To understand why $5.4 billion is suddenly looking for a new home, we have to look at what private credit actually is. Unlike a traditional bank that takes your deposits and lends them out under strict government scrutiny, private credit firms gather money from wealthy individuals and institutions to lend directly to businesses. These loans often go to companies that might be too risky or too small for a traditional bank.
The current “jitters” are largely tied to two things: the aggressive spending in the AI sector and a string of high-profile corporate failures. Because private credit firms have been heavily funding the AI infrastructure boom, there are growing fears that we are in a bubble similar to the dot-com era. If these AI startups fail to turn a profit, the private credit firms that funded them are the ones who lose the shirt off their back. We have already seen the cracks starting to form. Last year, firms like Tricolor and First Brands collapsed, and more recently, the mortgage lender Market Financial Solutions went under amid fraud allegations. When these “lemons” start appearing in the basket, investors naturally start wondering how many more are hidden at the bottom.
The Transparency Trap and the “Lemon” Problem
One of the loudest voices of caution lately has been Andrew Bailey, the Governor of the Bank of England. He recently used a powerful metaphor to describe the current state of the private credit market. He suggested that when a market lacks transparency, it becomes a “lemon” market. In economic terms, if you are buying a used car and you can’t see under the hood, you assume the car might be a lemon. If you find out your neighbor bought a lemon from the same dealer, you stop trusting the dealer entirely.
The private credit market is notoriously opaque. Because these firms don’t have to report to the public in the same way JPMorgan or Bank of America do, nobody really knows the true health of the loans on their books. Blue Owl insists that their “credit fundamentals” are resilient and that the withdrawals are just a result of “negative sentiment.” However, as Jamie Dimon famously warned, in these types of unregulated markets, there is rarely just one cockroach. Once the lights go on and you see one, you can bet there are dozens more scurrying behind the drywall.
Is This a Repeat of 2008?
The inevitable question everyone asks when withdrawal limits are imposed is whether we are looking at another systemic financial crisis. While the private credit market is massive—now measured in the trillions—it operates differently than the mortgage-backed security market of 2008. The risk today is more concentrated among high-net-worth individuals and institutional players rather than the average person’s checking account.
However, the “spillover” effect is real. If large investment funds are forced to sell other assets to meet redemption requests, it can drive down prices in the broader stock and bond markets. Furthermore, if companies can no longer get loans from private credit firms because those firms are “locking their gates,” we could see a massive credit crunch. Businesses that rely on this cash to meet payroll or expand will suddenly find the well has run dry. This is how a “private” problem becomes a public recession.

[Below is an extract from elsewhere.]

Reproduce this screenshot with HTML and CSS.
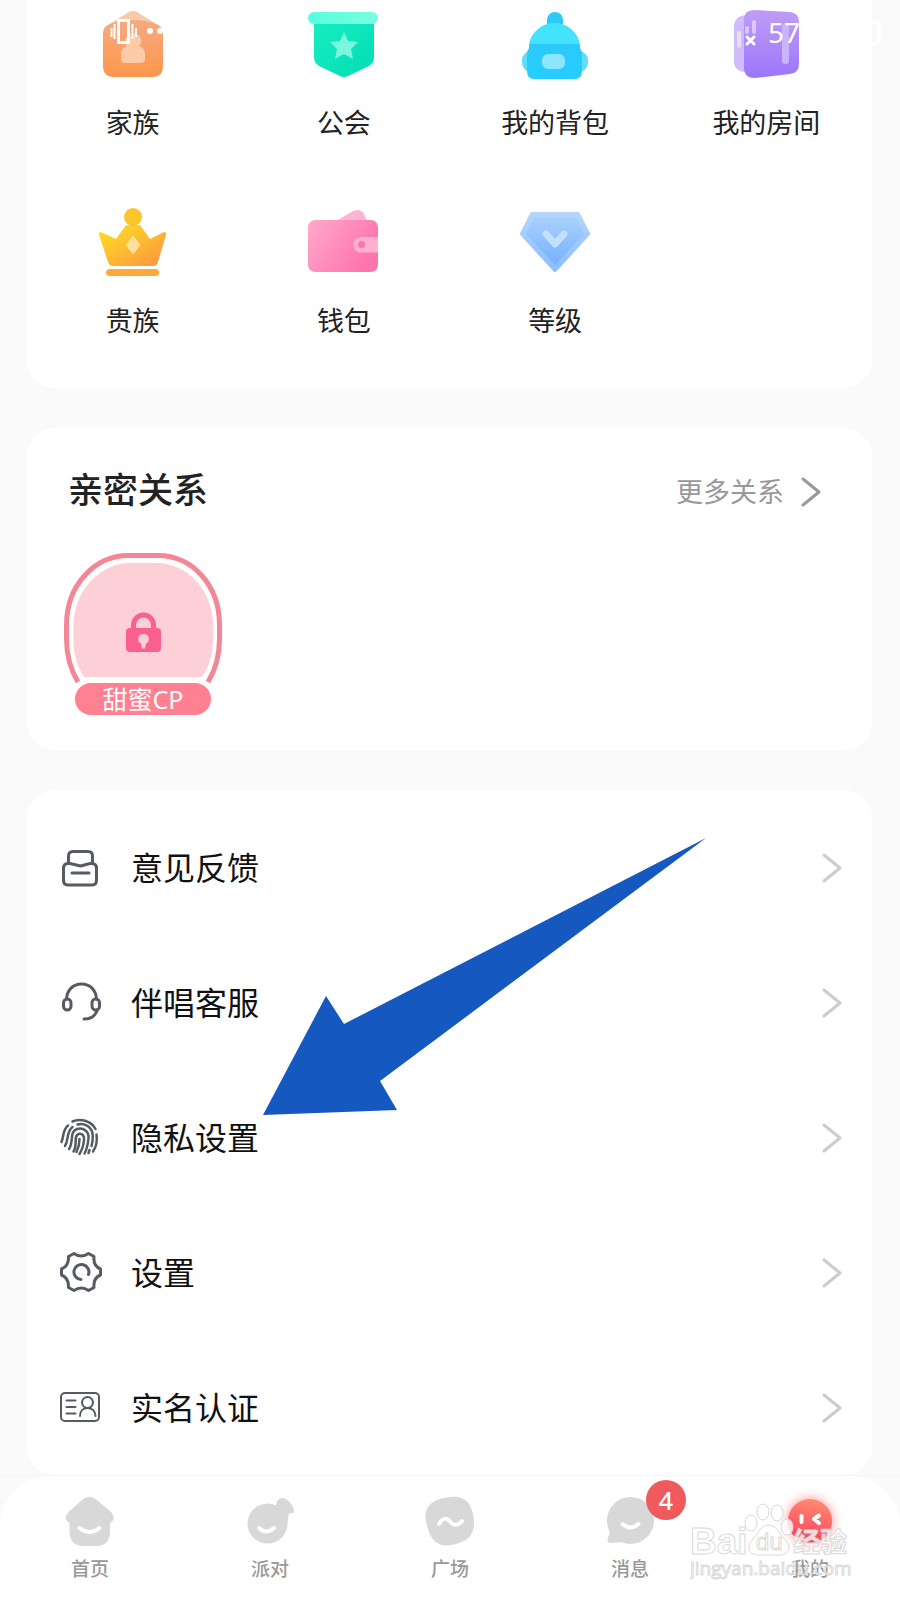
FILE: index.html
```html
<!DOCTYPE html>
<html lang="zh-CN">
<head>
<meta charset="utf-8">
<meta name="viewport" content="width=device-width, initial-scale=1">
<title>我的</title>
<link rel="stylesheet" href="styles.css">
</head>
<body>
<div class="status">
  <svg class="status-left" viewBox="0 0 56 32" aria-hidden="true">
    <rect x="8.500" y="6.500" width="10" height="22" fill="none" stroke="#fff" stroke-width="3"/>
    <path d="M1.500 14v9M4.500 10v15M22.500 10v15M26 14v9" stroke="#fff" stroke-width="2"/>
    <circle cx="40" cy="17" r="3" fill="#fff"/><circle cx="50" cy="17" r="3" fill="#fff"/>
  </svg>
  <div class="status-right">
    <svg class="signal" viewBox="0 0 32 32" aria-hidden="true">
      <path d="M7 17v13M15 12v4M22 6v10" stroke="#fff" stroke-opacity=".5" stroke-width="4" stroke-linecap="round"/>
      <path d="M15 21l7 7M22 21l-7 7" stroke="#fff" stroke-width="3" stroke-linecap="round"/>
    </svg>
    <span class="battery-level">57</span>
    <svg class="battery" viewBox="0 0 32 32" aria-hidden="true"><rect x="3" y="6" width="27" height="22" rx="3" fill="none" stroke="#fff" stroke-width="3"/></svg>
  </div>
</div>

<main class="page">
  <section class="card features">
    <a class="feature" href="#family">
      <svg class="feature-icon" viewBox="0 0 80 80" aria-hidden="true">
        <defs><linearGradient id="g1" x1="0" y1="0" x2="0" y2="1"><stop offset="0" stop-color="#f5aa80"/><stop offset="1" stop-color="#ff974c"/></linearGradient></defs>
        <path d="M12 27 36 12q4-2 8 0l24 15-10 12H20z" fill="#f8c9aa"/>
        <path d="M10 34c0-7 3-8 9-11 12-4 30-4 42 0 6 3 9 4 9 11v32q0 11-11 11H21Q10 77 10 66z" fill="url(#g1)"/>
        <path d="M40 34a7 7 0 0 1 6 12q6 2 6 8v5q0 4-4 4H32q-4 0-4-4v-5q0-6 6-8a7 7 0 0 1 6-12z" fill="#fbcba8"/>
      </svg>
      <span>家族</span>
    </a>
    <a class="feature" href="#guild">
      <svg class="feature-icon" viewBox="0 0 80 80" aria-hidden="true">
        <defs><linearGradient id="g2" x1="0" y1="0" x2="1" y2="1"><stop offset="0" stop-color="#18edc3"/><stop offset="1" stop-color="#02ddb2"/></linearGradient><linearGradient id="g2b"><stop offset="0" stop-color="#56ffdd"/><stop offset="1" stop-color="#78ffe1"/></linearGradient></defs>
        <path d="M10 20h60v37q0 6-5 9L44 76q-4 2-8 0L15 66q-5-3-5-9z" fill="url(#g2)"/>
        <rect x="4" y="12" width="70" height="12" rx="6" fill="url(#g2b)"/>
        <path d="M40 32l4 9 10 1-7 7 2 10-9-5-9 5 2-10-7-7 10-1z" fill="#78f7dc"/>
      </svg>
      <span>公会</span>
    </a>
    <a class="feature" href="#bag">
      <svg class="feature-icon" viewBox="0 0 80 80" aria-hidden="true">
        <defs><linearGradient id="g3" x1="0" y1="0" x2="0" y2="1"><stop offset="0" stop-color="#2cc9fb"/><stop offset="1" stop-color="#25ceff"/></linearGradient></defs>
        <path d="M32 24v-4a8 8 0 0 1 16 0v4z" fill="#2cc9fb"/>
        <rect x="7" y="51" width="66" height="21" rx="9" fill="#61dcfa"/>
        <path d="M14 50v-6a26 26 0 0 1 51 0v6z" fill="#43e2fd"/>
        <path d="M15 44h49q1 5 3 8v19q0 8-7 8H19q-7 0-7-8V52q2-3 3-8z" fill="url(#g3)"/>
        <rect x="27" y="54" width="23" height="15" rx="6" fill="#8be6ff"/>
      </svg>
      <span>我的背包</span>
    </a>
    <a class="feature" href="#room">
      <svg class="feature-icon" viewBox="0 0 80 80" aria-hidden="true">
        <defs><linearGradient id="g4" x1="0" y1="0" x2="0" y2="1"><stop offset="0" stop-color="#c09cf7"/><stop offset="1" stop-color="#9c76fb"/></linearGradient></defs>
        <path d="M22 15q-14 0-14 12v35q0 10 14 10z" fill="#d1bbfb"/>
        <path d="M18 20q0-10 10-10l36 2q9 1 9 10v42q0 9-9 10l-35 4q-11 0-11-10z" fill="url(#g4)"/>
        <rect x="56" y="23" width="7" height="41" rx="3.500" fill="#cab4fc"/>
      </svg>
      <span>我的房间</span>
    </a>
    <a class="feature" href="#noble">
      <svg class="feature-icon" viewBox="0 0 80 80" aria-hidden="true">
        <defs><linearGradient id="g5" x1="0" y1="0" x2="1" y2="1"><stop offset=".1" stop-color="#fedb24"/><stop offset="1" stop-color="#fc9242"/></linearGradient></defs>
        <path d="M8 34l15 7 10-14h14l10 14 14-7q3 0 2 3l-8 27q-1 4-5 4H20q-4 0-5-4L6 37q0-3 2-3z" fill="url(#g5)"/>
        <circle cx="40" cy="19" r="9" fill="#fdc42b"/>
        <rect x="13" y="71" width="53" height="7" rx="3.500" fill="#fdaa38"/>
        <path d="M40 38l7 9-7 9-7-9z" fill="#fee09a" stroke="#fee09a" stroke-linejoin="round"/>
      </svg>
      <span>贵族</span>
    </a>
    <a class="feature" href="#wallet">
      <svg class="feature-icon" viewBox="0 0 80 80" aria-hidden="true">
        <defs><linearGradient id="g6" x1="0" y1="0" x2="1" y2=".5"><stop offset="0" stop-color="#ffa9cb"/><stop offset="1" stop-color="#fe74ae"/></linearGradient></defs>
        <path d="M32 23l17-10q8-3 11 3l3 7z" fill="#fdb4d5"/>
        <rect x="4" y="22" width="70" height="52" rx="7" fill="url(#g6)"/>
        <path d="M74 39H57a7.700 7.700 0 0 0 0 15.500h17z" fill="#feb0d1"/><circle cx="57.500" cy="46.500" r="3.500" fill="#fd77af"/>
      </svg>
      <span>钱包</span>
    </a>
    <a class="feature" href="#level">
      <svg class="feature-icon" viewBox="0 0 80 80" aria-hidden="true">
        <defs><linearGradient id="g7" x1="0" y1="0" x2="0" y2="1"><stop offset="0" stop-color="#a9d0fd"/><stop offset="1" stop-color="#74b0ff"/></linearGradient><linearGradient id="g7b" x1="0" y1="0" x2="0" y2="1"><stop offset="0" stop-color="#b3d5fd"/><stop offset="1" stop-color="#8bbeff"/></linearGradient></defs>
        <path d="M17 16h46l10 20-33 36L7 36z" fill="url(#g7b)" stroke="url(#g7b)" stroke-width="4" stroke-linejoin="round"/>
        <path d="M19 20h42l8 16-29 31-29-31z" fill="url(#g7)"/>
        <path d="M31 36l9 10 9-10" fill="none" stroke="#c5e0ff" stroke-width="7" stroke-linecap="round" stroke-linejoin="round"/>
      </svg>
      <span>等级</span>
    </a>
  </section>

  <section class="card relations">
    <div class="relations-head">
      <h2>亲密关系</h2>
      <a class="more" href="#relations">更多关系
        <svg class="chevron" viewBox="0 0 20 32" aria-hidden="true"><path d="M2 3l16 13L2 29"/></svg>
      </a>
    </div>
    <button class="cp" type="button">
      <svg class="cp-frame" viewBox="0 0 158 130" aria-hidden="true">
        <path d="M20 124C12 112 9.500 100 9.500 86V72C9.500 38 36 10 66 10h26c32 0 57 28 57 62v14c0 14-3 26-11 38z" fill="#fdd0d8"/>
        <path d="M14 129C6 116 2.500 102 2.500 86V72C2.500 32 31 2.500 64 2.500h30c34 0 61.500 29.500 61.500 69.500v14c0 16-3.500 30-11.500 43" fill="none" stroke="#f48796" stroke-width="5"/>
        <path d="M69.500 78v-6a10 10 0 0 1 20 0v6" fill="none" stroke="#fa5f91" stroke-width="5"/>
        <rect x="62" y="75" width="35" height="24" rx="4" fill="#fa5f91"/>
        <path d="M79.500 81a5 5 0 0 1 2.500 9.500l-1 5h-3l-1-5a5 5 0 0 1 2.500-9.500z" fill="#fdd0d8"/>
      </svg>
      <span class="cp-name">甜蜜CP</span>
    </button>
  </section>

  <section class="card menu">
    <a class="row" href="#feedback">
      <svg class="row-icon" viewBox="0 0 44 44" aria-hidden="true"><path d="M10.500 17V10q0-4.500 4.500-4.500h15q4.500 0 4.500 4.500v7M12 17.500H10q-4.500 0-4.500 5V34q0 5 4.500 5h24q4.500 0 4.500-5V22.500q0-5-4.500-5h-2l-9.500 2.500zM14 27h17"/></svg>
      <span>意见反馈</span><svg class="chevron pale" viewBox="0 0 20 32" aria-hidden="true"><path d="M2 3l16 13L2 29"/></svg>
    </a>
    <a class="row" href="#service">
      <svg class="row-icon" viewBox="0 0 44 44" aria-hidden="true"><path d="M8.500 18C9 9 15 3 23.500 3S38 9 38.500 18M39 30c-2 5-6 8-13 8"/><rect x="5.500" y="18" width="7.500" height="11" rx="3.700"/><rect x="34" y="18" width="7.500" height="11" rx="3.700"/></svg>
      <span>伴唱客服</span><svg class="chevron pale" viewBox="0 0 20 32" aria-hidden="true"><path d="M2 3l16 13L2 29"/></svg>
    </a>
    <a class="row" href="#privacy">
      <svg class="row-icon finger" viewBox="0 0 44 44" aria-hidden="true"><path d="M14.500 5.500C22 2 33 4.500 37.500 13M10 9.500C4.500 14 6 20 3.500 26M38.500 18.500c1 7 0 12-3.500 17M7 30c4-6 1-14 7.500-19M19.500 8.500c8-2 15 3 15.300 11.500 0 4-.3 7-1.300 10M31.500 34l-1 3M11 33c5-7 0-17 8-20 7-2 12 3 11.500 9-.5 6-1.500 11-4 15.500M15.500 35.500C20 29 15 20 20.500 18c4-1 6 2 5.500 6-.5 6-2 10-4.500 14M21.500 23c0 5-1 9-3 13"/></svg>
      <span>隐私设置</span><svg class="chevron pale" viewBox="0 0 20 32" aria-hidden="true"><path d="M2 3l16 13L2 29"/></svg>
    </a>
    <a class="row" href="#settings">
      <svg class="row-icon" viewBox="0 0 44 44" aria-hidden="true"><path d="M42.500 24q-7.500 3-6.500 12.500L30.500 39.500q-7-5-14.500 0L10.500 36.500Q11 27 3.500 24V18Q11 15 10.500 5.500L16 2.500q7 5 14.500 0L36 5.500Q35 15 42.500 18zM30.500 23.500A7.500 7.500 0 1 0 23 28.500"/></svg>
      <span>设置</span><svg class="chevron pale" viewBox="0 0 20 32" aria-hidden="true"><path d="M2 3l16 13L2 29"/></svg>
    </a>
    <a class="row" href="#verify">
      <svg class="row-icon thin" viewBox="0 0 44 44" aria-hidden="true"><rect x="3" y="7" width="38" height="28" rx="4"/><path d="M8.500 14.500h9M8.500 21h9M8.500 27.500h9M22 30c0-5 3-8 7.500-8s8 3 8 8"/><circle cx="29.500" cy="16.500" r="5.500"/></svg>
      <span>实名认证</span><svg class="chevron pale" viewBox="0 0 20 32" aria-hidden="true"><path d="M2 3l16 13L2 29"/></svg>
    </a>
    <svg class="pointer" viewBox="0 0 443 277" aria-hidden="true"><path d="M443 0 81 186 63 158 0 277l134-5-17-29z" fill="#1558c0"/></svg>
  </section>
</main>

<div class="dock">
  <nav class="tabs">
    <a class="tab" href="#home">
      <svg class="tab-icon" viewBox="0 0 52 52" aria-hidden="true"><path d="M18 5q7-6 15 0l14 12q6 7-1 11v8q0 15-14 15H20Q5.500 51 5.500 36v-8q-7-4-1-11z" fill="#d8d8d8"/><path class="smile" d="M15.500 33q10 8 20 0"/></svg>
      <span>首页</span>
    </a>
    <a class="tab" href="#party">
      <svg class="tab-icon" viewBox="0 0 52 52" aria-hidden="true"><circle cx="23.500" cy="28.500" r="20" fill="#d8d8d8"/><path d="M32 10q1-8 8-7 9 5 10 13 0 3-5 2l-2 13-11-18z" fill="#d8d8d8"/><path class="smile" d="M15 33q7 7 15 0"/></svg>
      <span>派对</span>
    </a>
    <a class="tab" href="#plaza">
      <svg class="tab-icon" viewBox="0 0 52 52" aria-hidden="true"><path d="M26 2c13-2 20 5 22.500 15 3 13 3 26-13.500 31-16 6-27 1-31-14C1 25 0 19 4 12 9 5 17 3 26 2z" fill="#d8d8d8"/><path class="smile" d="M15 29c4-7 8-6 11.500-2s7.500 4 11.500-1"/></svg>
      <span>广场</span>
    </a>
    <a class="tab" href="#messages">
      <span class="icon-wrap">
        <svg class="tab-icon" viewBox="0 0 52 52" aria-hidden="true"><circle cx="26.500" cy="25.500" r="23.500" fill="#d8d8d8"/><path d="M4 32q3 6 0 10-2 6 4 6 5 0 12-2z" fill="#d8d8d8"/><path class="smile" d="M18.500 29q8 7 16 0"/></svg>
        <b class="badge">4</b>
      </span>
      <span>消息</span>
    </a>
    <a class="tab" href="#me">
      <svg class="tab-icon glow" viewBox="0 0 52 52" aria-hidden="true"><defs><linearGradient id="g8" x1=".6" y1="0" x2=".4" y2="1"><stop offset="0" stop-color="#ff8b70"/><stop offset="1" stop-color="#fa3f5e"/></linearGradient></defs><circle cx="26" cy="26" r="22" fill="url(#g8)"/><path class="smile" d="M17.500 21v6M35 20.500l-5 3.500 5 4"/></svg>
      <span>我的</span>
    </a>
  </nav>
  <svg class="watermark" viewBox="0 0 164 84" aria-hidden="true">
    <g fill="#fff" fill-opacity=".8" stroke="#d9d9d9">
      <text class="wm-big" x="0" y="54">Bai</text>
      <ellipse cx="61" cy="23" rx="6" ry="8"/><ellipse cx="73" cy="12" rx="6" ry="8"/><ellipse cx="87" cy="13" rx="6" ry="8"/><ellipse cx="97" cy="27" rx="6" ry="8"/>
      <path d="M78 25c10 0 12 11 18 16 6 7 2 14-6 14H68c-9 0-12-8-6-15 6-5 8-15 16-15z"/>
      <text class="wm-du" x="66" y="50">du</text>
      <text class="wm-cn" x="103" y="52">经验</text>
      <text class="wm-url" x="0" y="75">jingyan.baidu.com</text>
    </g>
  </svg>
</div>
</body>
</html>
```
FILE: styles.css
```css
* { box-sizing: border-box; }

body {
  position: relative;
  margin: 0;
  min-height: 100vh;
  display: flex;
  flex-direction: column;
  background: #fafafa;
  color: #222;
  font-family: "Noto Sans", "Noto Sans CJK SC", sans-serif;
}

a { color: inherit; text-decoration: none; }
svg { display: block; flex: none; }

/* Status bar laid over the page */
.status {
  position: absolute;
  z-index: 2;
  top: 14px;
  left: 110px;
  right: 19px;
  display: flex;
  justify-content: space-between;
  color: #fff;
  pointer-events: none;
}
.status-left { width: 56px; height: 32px; }
.status-right { display: flex; align-items: center; width: 149px; }
.signal, .battery { width: 32px; height: 32px; }
.battery { margin-left: auto; }
.battery-level { margin-left: 4px; font-size: 28px; line-height: 36px; }

.page {
  flex: 1;
  display: flex;
  flex-direction: column;
  gap: 40px;
  padding: 0 28px 0 27px;
}

.card { background: #fff; border-radius: 28px; }

.features {
  display: grid;
  grid-template-columns: repeat(4, 1fr);
  row-gap: 57px;
  padding-bottom: 49px;
  border-radius: 0 0 28px 28px;
}
.feature {
  display: flex;
  flex-direction: column;
  align-items: center;
  gap: 25px;
  font-size: 27px;
  line-height: 36px;
}
.feature-icon { width: 80px; height: 80px; }

.relations { padding: 38px 51px 35px 37px; }
.relations-head {
  display: flex;
  justify-content: space-between;
  align-items: center;
  height: 48px;
  margin-bottom: 39px;
  padding-left: 4px;
}
.relations-head h2 { margin: 0; font-size: 35px; font-weight: 500; line-height: 48px; }
.more {
  display: flex;
  align-items: center;
  gap: 17px;
  padding-top: 4px;
  color: #999;
  font-size: 27px;
  line-height: 48px;
}

.chevron {
  width: 20px;
  height: 32px;
  fill: none;
  stroke: #999;
  stroke-width: 3;
  stroke-linecap: round;
  stroke-linejoin: round;
}
.pale { margin-left: auto; stroke: #ccc; }

.cp {
  display: flex;
  flex-direction: column;
  align-items: center;
  width: 158px;
  padding: 0;
  border: 0;
  background: none;
  color: #fff;
  font-family: inherit;
}
.cp-frame { width: 158px; height: 130px; }
.cp-name {
  width: 136px;
  border-radius: 16px;
  background: #ff8090;
  box-shadow: 0 0 0 4px #fff;
  font-size: 25px;
  font-weight: 400;
  line-height: 32px;
}

.menu {
  position: relative;
  padding: 10px 30px 0 31px;
  color: #111;
}
.row {
  display: flex;
  align-items: center;
  height: 135px;
  font-size: 32px;
  line-height: 44px;
}
.row-icon {
  width: 44px;
  height: 44px;
  margin-right: 29px;
  fill: none;
  stroke: #555b61;
  stroke-width: 3;
  stroke-linecap: round;
  stroke-linejoin: round;
}
.thin { stroke-width: 2; }
.finger { stroke-width: 2.5; }
.pointer {
  position: absolute;
  top: 48px;
  left: 236px;
  width: 443px;
  height: 277px;
  pointer-events: none;
}

.dock { position: relative; border-top: 1px solid #f5f5f5; }
.tabs {
  display: grid;
  grid-template-columns: repeat(5, 1fr);
  padding: 19px 0;
  border-radius: 50px 50px 0 0;
  background: #fff;
}
.tab {
  display: flex;
  flex-direction: column;
  align-items: center;
  gap: 10px;
  color: #999;
  font-size: 19px;
  font-weight: 500;
  line-height: 24px;
}
.tab-icon { width: 52px; height: 52px; }
.glow { filter: drop-shadow(0 0 6px #ff8a8a); }
.smile {
  fill: none;
  stroke: #fff;
  stroke-width: 4;
  stroke-linecap: round;
  stroke-linejoin: round;
}
.icon-wrap { position: relative; }
.badge {
  position: absolute;
  top: -15px;
  left: 42px;
  width: 40px;
  height: 40px;
  border-radius: 50%;
  background: #f15a5c;
  color: #fff;
  font-size: 25px;
  font-weight: 500;
  line-height: 40px;
  text-align: center;
}

.watermark {
  position: absolute;
  right: 46px;
  bottom: 16px;
  width: 164px;
  height: 84px;
  pointer-events: none;
}
.wm-big { font: bold 37px "Liberation Sans", sans-serif; }
.wm-du { font: 24px "Liberation Sans", sans-serif; }
.wm-cn { font: bold 27px "Noto Sans CJK SC", sans-serif; }
.wm-url { font: 19px "Open Sans", sans-serif; }
```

The Real World Impact of “Gate” Restrictions
For the individual investor, the Blue Owl situation serves as a stark reminder of the “liquidity premium.” You get higher returns in private credit specifically because your money is harder to get out. In good times, nobody cares about the 5% quarterly cap. In bad times, that cap becomes the only thing people can talk about.
The tech fund seeing a 40% redemption request is particularly telling. It suggests that the “smart money” is no longer confident that the AI-driven companies they lent to can pay them back. If you are an investor sitting on the sidelines, this is a signal to look very closely at the “fine print” of any alternative investment. The ability to enter a trade is easy; the ability to exit is what determines your actual wealth.
Final Thoughts: A Market in Search of a Bottom
Blue Owl Capital is a sophisticated firm, and they will likely survive this wave of redemptions by leaning on their legal safeguards. But the damage to the “aura” of private credit might be permanent. We are entering a phase of the market where transparency is going to be demanded rather than suggested.
The era of “easy money” and “shadow banking” is facing its first true test of the mid-2020s. Whether this is just a temporary dip or the beginning of a larger collapse depends on how many more “cockroaches” emerge in the coming months. For now, the message is clear: if you put your money in a room with a tiny door, don’t be surprised when there is a crush at the exit the moment someone yells “fire.”